Robert Plant – “Lullaby and…the Ceaseless Roar”

L’appassionato di rock, al nome di Robert Plant, avrà avuto un tuffo al cuore. E, perché no, si sarà ricordato di quando, iniziando ad ascoltare per la prima volta quello che poi sarebbe diventato il suo genere musicale preferito, si è imbattuto in un gruppo che poi avrebbe cambiato per sempre i suoi gusti: i Led Zeppelin. Ciò che portò il gruppo inglese nell’Olimpo del rock

furono le grandi, grandissime canzoni, nonché le personalità dei suoi componenti: dal piede impazzito di John “Bonzo” Bonham alla batteria, per arrivare a Jimmy Page e ai suoi riff e assoli memorabili. Ma l’elemento forse più iconico, e senza dubbio il più immediatamente riconoscibile, era la voce di Robert. Il suo timbro unico è ancora qui tra noi e, seppur invecchiato, continua a regalarci emozioni. Il suo ultimo lavoro solista è Lullaby and…The Ceaseless Roar, datato 2014: ed è, diciamolo subito, un signor disco.
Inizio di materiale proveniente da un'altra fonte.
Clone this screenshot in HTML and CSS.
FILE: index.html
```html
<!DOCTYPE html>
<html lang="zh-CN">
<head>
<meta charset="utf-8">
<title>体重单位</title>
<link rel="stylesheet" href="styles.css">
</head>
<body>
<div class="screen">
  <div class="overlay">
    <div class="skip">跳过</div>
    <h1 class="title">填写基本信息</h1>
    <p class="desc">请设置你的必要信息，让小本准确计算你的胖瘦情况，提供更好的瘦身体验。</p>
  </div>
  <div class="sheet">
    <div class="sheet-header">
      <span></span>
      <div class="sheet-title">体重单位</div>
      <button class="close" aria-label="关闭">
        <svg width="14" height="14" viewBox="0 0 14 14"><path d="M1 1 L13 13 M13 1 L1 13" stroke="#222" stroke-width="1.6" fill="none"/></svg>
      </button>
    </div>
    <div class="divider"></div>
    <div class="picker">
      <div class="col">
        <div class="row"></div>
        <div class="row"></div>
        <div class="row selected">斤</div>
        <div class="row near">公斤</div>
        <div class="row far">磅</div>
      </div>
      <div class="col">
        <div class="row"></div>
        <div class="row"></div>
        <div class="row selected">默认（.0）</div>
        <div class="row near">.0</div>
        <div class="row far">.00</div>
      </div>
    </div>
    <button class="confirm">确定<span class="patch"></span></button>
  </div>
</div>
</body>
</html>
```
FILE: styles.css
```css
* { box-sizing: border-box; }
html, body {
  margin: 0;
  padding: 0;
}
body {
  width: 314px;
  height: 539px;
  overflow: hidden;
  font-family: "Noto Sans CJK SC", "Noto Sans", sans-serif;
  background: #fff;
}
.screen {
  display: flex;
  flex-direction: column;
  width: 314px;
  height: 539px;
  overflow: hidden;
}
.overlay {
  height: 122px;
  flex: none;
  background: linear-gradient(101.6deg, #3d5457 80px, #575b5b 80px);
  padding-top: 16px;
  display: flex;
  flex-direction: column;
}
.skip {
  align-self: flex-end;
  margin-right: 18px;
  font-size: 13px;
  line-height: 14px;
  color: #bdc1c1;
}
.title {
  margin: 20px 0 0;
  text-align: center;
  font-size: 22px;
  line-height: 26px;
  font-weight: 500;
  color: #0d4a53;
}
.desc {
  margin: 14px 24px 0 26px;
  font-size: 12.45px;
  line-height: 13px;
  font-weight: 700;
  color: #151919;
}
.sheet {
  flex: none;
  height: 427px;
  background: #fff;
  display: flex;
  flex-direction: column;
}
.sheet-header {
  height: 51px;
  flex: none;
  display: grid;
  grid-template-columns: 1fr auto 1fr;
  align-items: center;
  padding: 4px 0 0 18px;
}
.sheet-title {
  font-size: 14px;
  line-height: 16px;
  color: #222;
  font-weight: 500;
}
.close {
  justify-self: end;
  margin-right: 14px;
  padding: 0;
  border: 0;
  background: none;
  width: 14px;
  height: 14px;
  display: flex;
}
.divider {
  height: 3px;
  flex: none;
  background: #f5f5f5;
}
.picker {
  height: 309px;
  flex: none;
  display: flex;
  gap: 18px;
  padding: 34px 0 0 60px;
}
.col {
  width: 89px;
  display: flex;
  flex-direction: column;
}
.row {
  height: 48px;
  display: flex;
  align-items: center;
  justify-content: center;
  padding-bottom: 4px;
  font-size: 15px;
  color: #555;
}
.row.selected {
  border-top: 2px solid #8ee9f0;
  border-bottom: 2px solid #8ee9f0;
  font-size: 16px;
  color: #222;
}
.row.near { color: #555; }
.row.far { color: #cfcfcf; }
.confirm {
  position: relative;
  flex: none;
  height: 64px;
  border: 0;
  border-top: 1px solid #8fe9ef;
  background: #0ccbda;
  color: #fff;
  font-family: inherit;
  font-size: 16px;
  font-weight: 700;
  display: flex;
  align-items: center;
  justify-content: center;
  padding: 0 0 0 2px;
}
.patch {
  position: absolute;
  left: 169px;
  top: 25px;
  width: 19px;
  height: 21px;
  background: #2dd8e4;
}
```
Plant ha viaggiato in lungo e in largo durante la sua lunghissima carriera, attingendo di volta in volta dalle sonorità dei luoghi che ha visitato. Questo disco nasce, però, dalla necessità di un ritorno a casa, in quei luoghi tra Galles e Inghilterra da dove tutto è iniziato. L’ex singer dei Led Zeppelin è tornato a vivere lì, e lì ha composto questo Lullaby and…The Ceaseless Roar (per brevità, da qui in poi chiamato Lullaby): un album che tuttavia contiene moltissimi spunti presi dalle succitate sonorità etniche.

Prendiamo, ad esempio, l’opener Little Maggie, in cui un banjo che richiama certe sonorità del folk americano è accompagnato da tipiche strumentazioni africane. Binomio, questo, che ritornerà più volte nel corso di Lullaby, in certi casi rivisto in matrice più blueseggiante, in certi più tipicamente hard rock. Tutto questo dimostra una volontà di sperimentare non comune per nessuno, figuriamoci per un artista che, ormai alla soglia dei 70 anni, ha già cambiato, insieme alla sua band, la storia del suo genere musicale. Ascoltando questo disco, si resta sorpresi dalla grande voglia che dimostra Plant di cambiare continuamente le carte in tavola, attingendo a tutto il suo bagaglio di esperienze musicali e non, senza tuttavia dare l’impressione di perdere il filo del discorso. Anzi, la maestria con cui lui e la band che lo ha aiutato nella composizione dell’album (i Sensational Space Shifters) amalgamano ispirazioni e paesaggi sonori così distanti è da applausi. Esempi di tutto ciò: il singolo Rainbow, melodico e piacevolissimo, l’atmosferica Pocketful of Golden, la struggente e meravigliosa ballad A Stolen Kiss, la successiva Somebody There che, con il suo arpeggio iniziale, ricorda non poco qualcosa dei vecchi Zeppelin…l’elenco di brani riusciti, in realtà, comprende l’intera tracklist di questo lavoro.

Perché non vi sono passi falsi né riempitivi, ogni canzone ha una sua essenza ben determinata e inserita alla perfezione nel contesto del disco. Un contesto che rapisce già dal primo ascolto, regalandoci delle vere e proprie perle, nonché dei momenti da brividi in cui il sound dei Led Zeppelin si fa molto vicino: e noi, da nostalgici quali siamo, non possiamo non apprezzare. Insomma, Lullaby è un lavoro degno del nome di Robert Plant, un album davvero bellissimo, nel vero senso della parola, da ascoltare e riascoltare. Un ottimo modo per sentire ancora una volta la voce di chi ha cambiato la storia del rock.